There were a lot of shameful pictures from Soweto that morning. The Times front-page picture showed policemen walking nonchalantly away from a shop that was being looted. There were similar images in other media.

I was visiting Meadowlands to see my grandmother's sister. She is an elegant, sprightly, humane person who in her 80s still has more energy than most people I know. She reminds me, by her actions, why humanity is beautiful: courteous, happy, hard-working, caring, loving and generous.

As I drove into Soweto I tried to make sense of the Meadowlands of this fine lady and the anarchy around the township that was being reported by journalists.

There are so many elements to the story, eliciting so many emotions. Here are some of my thoughts, jumbled and confused:

The police and politicians kept telling the public that the looting was pure criminality, not xenophobia. I think we should be honest with ourselves. The targeted shops were owned by foreigners, particularly black foreigners such as Malawians and Somalis. Bangladeshi and Pakistani owners are not - neither now nor in 2008 - targeted as volubly as their darker counterparts. I cannot avoid a terrible thought: we hate ourselves, we hate our blackness and our black brothers.

The evidence is incontrovertible: the police, in large numbers, are aiding, abetting and even partaking in the looting in Soweto. Images in newspapers and on TV and social media show again and again South Africa's finest walking away from scenes where they should be helping. The testimony from shop owners is chilling. In yesterday's City Press a shop owner tells how he had to bribe police to escort him to his shop. Other stories tell of policemen helping people to queue up to "loot in an orderly manner" by getting inside shops four at a time. I am reminded of Rwanda, where Hutu policemen aided in the killing of their Tutsi neighbours.

Driving into Meadowlands I counted about six spaza shops that were open and trading. They are "South African owned", I presume. There are many young men and women hanging out on street corners. This is not unusual - unemployment is high here. Life seems to be going on as usual. I am reminded of my journalism classes and my lecturer saying never to use the tired, worn, contradictory expression "calm but tense". It is calm in Meadowlands. It is a far cry from the picture in that morning's Business Day. Yet I must also say there are many Meadowlands, including the senseless attacks on fellow black shop owners, and the peaceful, calm of my grandmother.

My cousin, a staunch SA Commercial, Catering And Allied Workers' Union organiser, says to me: "Ask anyone who organises in the retail and wholesale business what they see with these foreign-owned business and they will tell you that workers are treated inhumanely at these places. Everyone who works there is paid slave wages."

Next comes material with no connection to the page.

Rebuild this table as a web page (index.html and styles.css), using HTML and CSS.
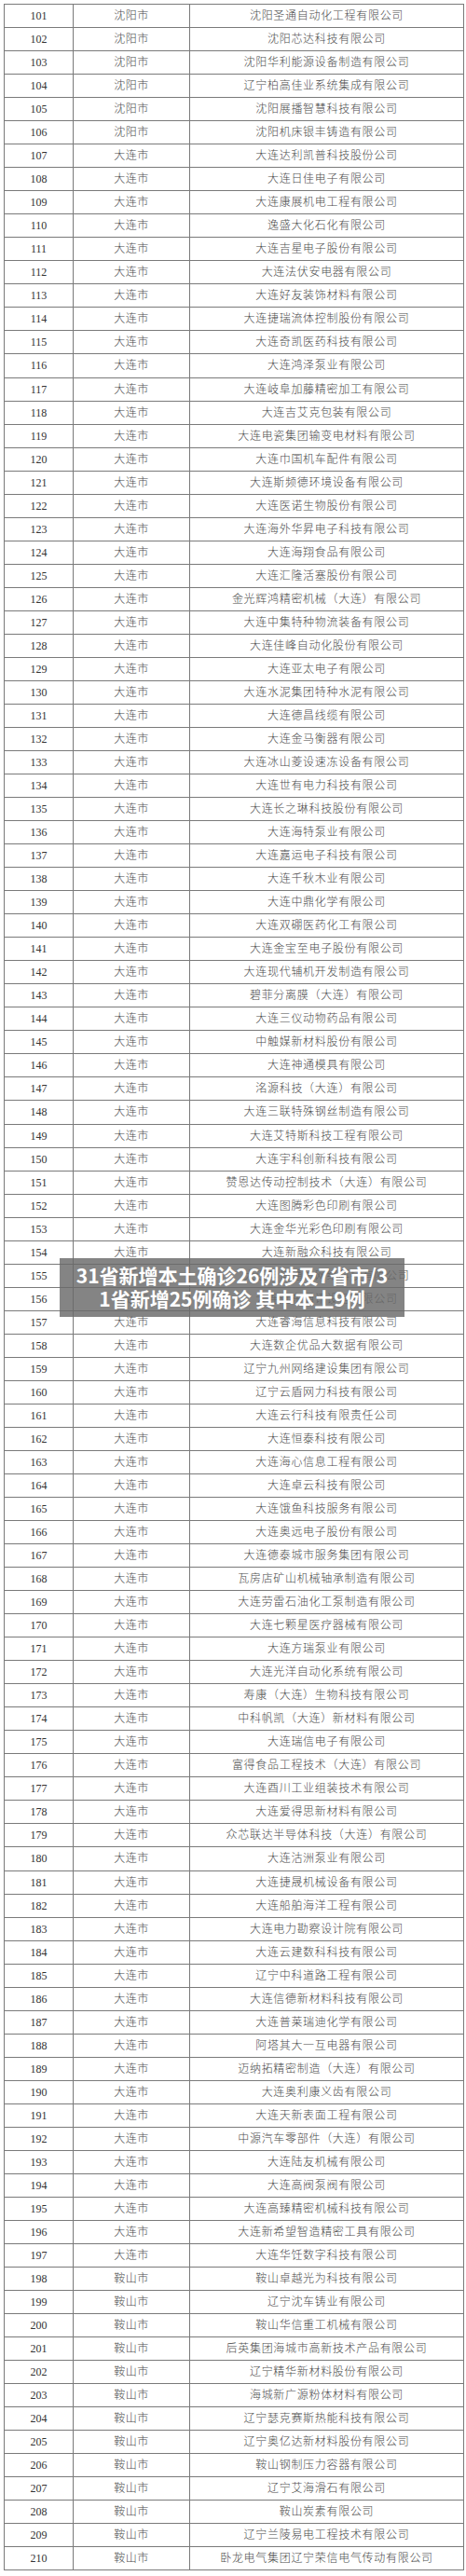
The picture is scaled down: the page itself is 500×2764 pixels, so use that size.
FILE: index.html
```html
<!DOCTYPE html>
<html lang="zh-CN">
<head>
<meta charset="utf-8">
<title>名单</title>
<link rel="stylesheet" href="styles.css">
</head>
<body>
<table class="list">
<colgroup><col class="c-no"><col class="c-city"><col class="c-name"></colgroup>
<tbody>
<tr><td class="no">101</td><td class="city">沈阳市</td><td class="name">沈阳圣通自动化工程有限公司</td></tr>
<tr><td class="no">102</td><td class="city">沈阳市</td><td class="name">沈阳芯达科技有限公司</td></tr>
<tr><td class="no">103</td><td class="city">沈阳市</td><td class="name">沈阳华利能源设备制造有限公司</td></tr>
<tr><td class="no">104</td><td class="city">沈阳市</td><td class="name">辽宁柏高佳业系统集成有限公司</td></tr>
<tr><td class="no">105</td><td class="city">沈阳市</td><td class="name">沈阳展播智慧科技有限公司</td></tr>
<tr><td class="no">106</td><td class="city">沈阳市</td><td class="name">沈阳机床银丰铸造有限公司</td></tr>
<tr><td class="no">107</td><td class="city">大连市</td><td class="name">大连达利凯普科技股份公司</td></tr>
<tr><td class="no">108</td><td class="city">大连市</td><td class="name">大连日佳电子有限公司</td></tr>
<tr><td class="no">109</td><td class="city">大连市</td><td class="name">大连康展机电工程有限公司</td></tr>
<tr><td class="no">110</td><td class="city">大连市</td><td class="name">逸盛大化石化有限公司</td></tr>
<tr><td class="no">111</td><td class="city">大连市</td><td class="name">大连吉星电子股份有限公司</td></tr>
<tr><td class="no">112</td><td class="city">大连市</td><td class="name">大连法伏安电器有限公司</td></tr>
<tr><td class="no">113</td><td class="city">大连市</td><td class="name">大连好友装饰材料有限公司</td></tr>
<tr><td class="no">114</td><td class="city">大连市</td><td class="name">大连捷瑞流体控制股份有限公司</td></tr>
<tr><td class="no">115</td><td class="city">大连市</td><td class="name">大连奇凯医药科技有限公司</td></tr>
<tr><td class="no">116</td><td class="city">大连市</td><td class="name">大连鸿泽泵业有限公司</td></tr>
<tr><td class="no">117</td><td class="city">大连市</td><td class="name">大连岐阜加藤精密加工有限公司</td></tr>
<tr><td class="no">118</td><td class="city">大连市</td><td class="name">大连吉艾克包装有限公司</td></tr>
<tr><td class="no">119</td><td class="city">大连市</td><td class="name">大连电瓷集团输变电材料有限公司</td></tr>
<tr><td class="no">120</td><td class="city">大连市</td><td class="name">大连巾国机车配件有限公司</td></tr>
<tr><td class="no">121</td><td class="city">大连市</td><td class="name">大连斯频德环境设备有限公司</td></tr>
<tr><td class="no">122</td><td class="city">大连市</td><td class="name">大连医诺生物股份有限公司</td></tr>
<tr><td class="no">123</td><td class="city">大连市</td><td class="name">大连海外华昇电子科技有限公司</td></tr>
<tr><td class="no">124</td><td class="city">大连市</td><td class="name">大连海翔食品有限公司</td></tr>
<tr><td class="no">125</td><td class="city">大连市</td><td class="name">大连汇隆活塞股份有限公司</td></tr>
<tr><td class="no">126</td><td class="city">大连市</td><td class="name">金光辉鸿精密机械（大连）有限公司</td></tr>
<tr><td class="no">127</td><td class="city">大连市</td><td class="name">大连中集特种物流装备有限公司</td></tr>
<tr><td class="no">128</td><td class="city">大连市</td><td class="name">大连佳峰自动化股份有限公司</td></tr>
<tr><td class="no">129</td><td class="city">大连市</td><td class="name">大连亚太电子有限公司</td></tr>
<tr><td class="no">130</td><td class="city">大连市</td><td class="name">大连水泥集团特种水泥有限公司</td></tr>
<tr><td class="no">131</td><td class="city">大连市</td><td class="name">大连德昌线缆有限公司</td></tr>
<tr><td class="no">132</td><td class="city">大连市</td><td class="name">大连金马衡器有限公司</td></tr>
<tr><td class="no">133</td><td class="city">大连市</td><td class="name">大连冰山菱设速冻设备有限公司</td></tr>
<tr><td class="no">134</td><td class="city">大连市</td><td class="name">大连世有电力科技有限公司</td></tr>
<tr><td class="no">135</td><td class="city">大连市</td><td class="name">大连长之琳科技股份有限公司</td></tr>
<tr><td class="no">136</td><td class="city">大连市</td><td class="name">大连海特泵业有限公司</td></tr>
<tr><td class="no">137</td><td class="city">大连市</td><td class="name">大连嘉运电子科技有限公司</td></tr>
<tr><td class="no">138</td><td class="city">大连市</td><td class="name">大连千秋木业有限公司</td></tr>
<tr><td class="no">139</td><td class="city">大连市</td><td class="name">大连中鼎化学有限公司</td></tr>
<tr><td class="no">140</td><td class="city">大连市</td><td class="name">大连双硼医药化工有限公司</td></tr>
<tr><td class="no">141</td><td class="city">大连市</td><td class="name">大连金宝至电子股份有限公司</td></tr>
<tr><td class="no">142</td><td class="city">大连市</td><td class="name">大连现代辅机开发制造有限公司</td></tr>
<tr><td class="no">143</td><td class="city">大连市</td><td class="name">碧菲分离膜（大连）有限公司</td></tr>
<tr><td class="no">144</td><td class="city">大连市</td><td class="name">大连三仪动物药品有限公司</td></tr>
<tr><td class="no">145</td><td class="city">大连市</td><td class="name">中触媒新材料股份有限公司</td></tr>
<tr><td class="no">146</td><td class="city">大连市</td><td class="name">大连神通模具有限公司</td></tr>
<tr><td class="no">147</td><td class="city">大连市</td><td class="name">洺源科技（大连）有限公司</td></tr>
<tr><td class="no">148</td><td class="city">大连市</td><td class="name">大连三联特殊钢丝制造有限公司</td></tr>
<tr><td class="no">149</td><td class="city">大连市</td><td class="name">大连艾特斯科技工程有限公司</td></tr>
<tr><td class="no">150</td><td class="city">大连市</td><td class="name">大连宇科创新科技有限公司</td></tr>
<tr><td class="no">151</td><td class="city">大连市</td><td class="name">赞恩达传动控制技术（大连）有限公司</td></tr>
<tr><td class="no">152</td><td class="city">大连市</td><td class="name">大连图腾彩色印刷有限公司</td></tr>
<tr><td class="no">153</td><td class="city">大连市</td><td class="name">大连金华光彩色印刷有限公司</td></tr>
<tr><td class="no">154</td><td class="city">大连市</td><td class="name">大连新融众科技有限公司</td></tr>
<tr><td class="no">155</td><td class="city">大连市</td><td class="name">大连华信通达网络科技有限公司</td></tr>
<tr><td class="no">156</td><td class="city">大连市</td><td class="name">大连远东通讯设备有限公司</td></tr>
<tr><td class="no">157</td><td class="city">大连市</td><td class="name">大连睿海信息科技有限公司</td></tr>
<tr><td class="no">158</td><td class="city">大连市</td><td class="name">大连数企优品大数据有限公司</td></tr>
<tr><td class="no">159</td><td class="city">大连市</td><td class="name">辽宁九州网络建设集团有限公司</td></tr>
<tr><td class="no">160</td><td class="city">大连市</td><td class="name">辽宁云盾网力科技有限公司</td></tr>
<tr><td class="no">161</td><td class="city">大连市</td><td class="name">大连云行科技有限责任公司</td></tr>
<tr><td class="no">162</td><td class="city">大连市</td><td class="name">大连恒泰科技有限公司</td></tr>
<tr><td class="no">163</td><td class="city">大连市</td><td class="name">大连海心信息工程有限公司</td></tr>
<tr><td class="no">164</td><td class="city">大连市</td><td class="name">大连卓云科技有限公司</td></tr>
<tr><td class="no">165</td><td class="city">大连市</td><td class="name">大连饿鱼科技服务有限公司</td></tr>
<tr><td class="no">166</td><td class="city">大连市</td><td class="name">大连奥远电子股份有限公司</td></tr>
<tr><td class="no">167</td><td class="city">大连市</td><td class="name">大连德泰城市服务集团有限公司</td></tr>
<tr><td class="no">168</td><td class="city">大连市</td><td class="name">瓦房店矿山机械轴承制造有限公司</td></tr>
<tr><td class="no">169</td><td class="city">大连市</td><td class="name">大连劳雷石油化工泵制造有限公司</td></tr>
<tr><td class="no">170</td><td class="city">大连市</td><td class="name">大连七颗星医疗器械有限公司</td></tr>
<tr><td class="no">171</td><td class="city">大连市</td><td class="name">大连方瑞泵业有限公司</td></tr>
<tr><td class="no">172</td><td class="city">大连市</td><td class="name">大连光洋自动化系统有限公司</td></tr>
<tr><td class="no">173</td><td class="city">大连市</td><td class="name">寿康（大连）生物科技有限公司</td></tr>
<tr><td class="no">174</td><td class="city">大连市</td><td class="name">中科帆凯（大连）新材料有限公司</td></tr>
<tr><td class="no">175</td><td class="city">大连市</td><td class="name">大连瑞信电子有限公司</td></tr>
<tr><td class="no">176</td><td class="city">大连市</td><td class="name">富得食品工程技术（大连）有限公司</td></tr>
<tr><td class="no">177</td><td class="city">大连市</td><td class="name">大连酉川工业组装技术有限公司</td></tr>
<tr><td class="no">178</td><td class="city">大连市</td><td class="name">大连爱得思新材料有限公司</td></tr>
<tr><td class="no">179</td><td class="city">大连市</td><td class="name">众芯联达半导体科技（大连）有限公司</td></tr>
<tr><td class="no">180</td><td class="city">大连市</td><td class="name">大连沽洲泵业有限公司</td></tr>
<tr><td class="no">181</td><td class="city">大连市</td><td class="name">大连捷晟机械设备有限公司</td></tr>
<tr><td class="no">182</td><td class="city">大连市</td><td class="name">大连船舶海洋工程有限公司</td></tr>
<tr><td class="no">183</td><td class="city">大连市</td><td class="name">大连电力勘察设计院有限公司</td></tr>
<tr><td class="no">184</td><td class="city">大连市</td><td class="name">大连云建数科科技有限公司</td></tr>
<tr><td class="no">185</td><td class="city">大连市</td><td class="name">辽宁中科道路工程有限公司</td></tr>
<tr><td class="no">186</td><td class="city">大连市</td><td class="name">大连信德新材料科技有限公司</td></tr>
<tr><td class="no">187</td><td class="city">大连市</td><td class="name">大连普莱瑞迪化学有限公司</td></tr>
<tr><td class="no">188</td><td class="city">大连市</td><td class="name">阿塔其大一互电器有限公司</td></tr>
<tr><td class="no">189</td><td class="city">大连市</td><td class="name">迈纳拓精密制造（大连）有限公司</td></tr>
<tr><td class="no">190</td><td class="city">大连市</td><td class="name">大连奥利康义齿有限公司</td></tr>
<tr><td class="no">191</td><td class="city">大连市</td><td class="name">大连天新表面工程有限公司</td></tr>
<tr><td class="no">192</td><td class="city">大连市</td><td class="name">中源汽车零部件（大连）有限公司</td></tr>
<tr><td class="no">193</td><td class="city">大连市</td><td class="name">大连陆友机械有限公司</td></tr>
<tr><td class="no">194</td><td class="city">大连市</td><td class="name">大连高阀泵阀有限公司</td></tr>
<tr><td class="no">195</td><td class="city">大连市</td><td class="name">大连高臻精密机械科技有限公司</td></tr>
<tr><td class="no">196</td><td class="city">大连市</td><td class="name">大连新希望智造精密工具有限公司</td></tr>
<tr><td class="no">197</td><td class="city">大连市</td><td class="name">大连华饪数字科技有限公司</td></tr>
<tr><td class="no">198</td><td class="city">鞍山市</td><td class="name">鞍山卓越光为科技有限公司</td></tr>
<tr><td class="no">199</td><td class="city">鞍山市</td><td class="name">辽宁沈车铸业有限公司</td></tr>
<tr><td class="no">200</td><td class="city">鞍山市</td><td class="name">鞍山华信重工机械有限公司</td></tr>
<tr><td class="no">201</td><td class="city">鞍山市</td><td class="name">后英集团海城市高新技术产品有限公司</td></tr>
<tr><td class="no">202</td><td class="city">鞍山市</td><td class="name">辽宁精华新材料股份有限公司</td></tr>
<tr><td class="no">203</td><td class="city">鞍山市</td><td class="name">海城新广源粉体材料有限公司</td></tr>
<tr><td class="no">204</td><td class="city">鞍山市</td><td class="name">辽宁瑟克赛斯热能科技有限公司</td></tr>
<tr><td class="no">205</td><td class="city">鞍山市</td><td class="name">辽宁奥亿达新材料股份有限公司</td></tr>
<tr><td class="no">206</td><td class="city">鞍山市</td><td class="name">鞍山钢制压力容器有限公司</td></tr>
<tr><td class="no">207</td><td class="city">鞍山市</td><td class="name">辽宁艾海滑石有限公司</td></tr>
<tr><td class="no">208</td><td class="city">鞍山市</td><td class="name">鞍山炭素有限公司</td></tr>
<tr><td class="no">209</td><td class="city">鞍山市</td><td class="name">辽宁兰陵易电工程技术有限公司</td></tr>
<tr><td class="no">210</td><td class="city">鞍山市</td><td class="name">卧龙电气集团辽宁荣信电气传动有限公司</td></tr>
</tbody>
</table>
<div class="banner">31省新增本土确诊26例涉及7省市/31省新增25例确诊 其中本土9例</div>
</body>
</html>
```

FILE: styles.css
```css
html, body {
  margin: 0;
  padding: 0;
  background: #ffffff;
}
body {
  position: relative;
  width: 500px;
  min-height: 2764px;
  font-family: "Liberation Serif", "Noto Sans CJK SC", serif;
}
.list {
  margin: 4px 0 0 4px;
  width: 493px;
  table-layout: fixed;
  border-collapse: collapse;
  color: #4a4a4a;
  font-size: 12px;
}
.c-no { width: 74px; }
.c-city { width: 125px; }
.c-name { width: 294px; }
.list tr {
  height: 25.045px;
}
.list td {
  border: 1px solid #7a7a7a;
  padding: 0;
  text-align: center;
  vertical-align: middle;
  line-height: 14px;
  white-space: nowrap;
}
.list .no {
  font-family: "Liberation Serif", serif;
  font-size: 12px;
  color: #333333;
}
.list .city {
  letter-spacing: 0.5px;
  font-weight: 300;
}
.list .name {
  letter-spacing: 0.7px;
  font-weight: 300;
}
.banner {
  position: absolute;
  top: 1350px;
  left: 64px;
  width: 346px;
  height: 51px;
  padding: 6px 12px;
  background: rgba(105, 105, 105, 0.82);
  color: #ffffff;
  font-family: "Noto Sans CJK SC", "Noto Sans", sans-serif;
  font-weight: 700;
  font-size: 21px;
  line-height: 25px;
  text-align: center;
  word-break: break-all;
}
```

Does that justify the looting? He says definitely not. He blames the government for not regulating the shops properly, and the police for failing to enforce labour and other laws.

A friend tells me that in Dobsonville on Friday morning looters were standing at street corners selling stolen goods. No one did anything. No one ever does anything.

"What is sad is that the same looters will be paying to get into taxis to shop at expensive shopping centres. They never ask themselves who those shopping centres belong to. They don't realise that they are killing the economy in their own neighbourhood," she says.

The reports and footage of women and men saying foreigners steal their work are ubiquitous. Yet local business people are very happy with these traders. They pay rent, says my childhood friend who rents a shop to a Bangladeshi trader. They pay on time, and they pay without squabble.

We have been here before. In 2008 we saw fellow citizens murdering Mozambicans, Zimbabweans and other foreigners. What have we learnt from that? What did we do this week that showed we had learnt from those shameful events?

My first visit to Meadowlands on Friday was in the morning. I went back at about 6.30pm, as the sun set over Soweto. My grandmother's neighbours milled about, going about their usual activities. It reminded me of something that gave me hope: we are not all like those looters. We are a decent people, a peaceful people, a people who carry the spirit of ubuntu within us. We must not allow the looters to overwhelm and define us.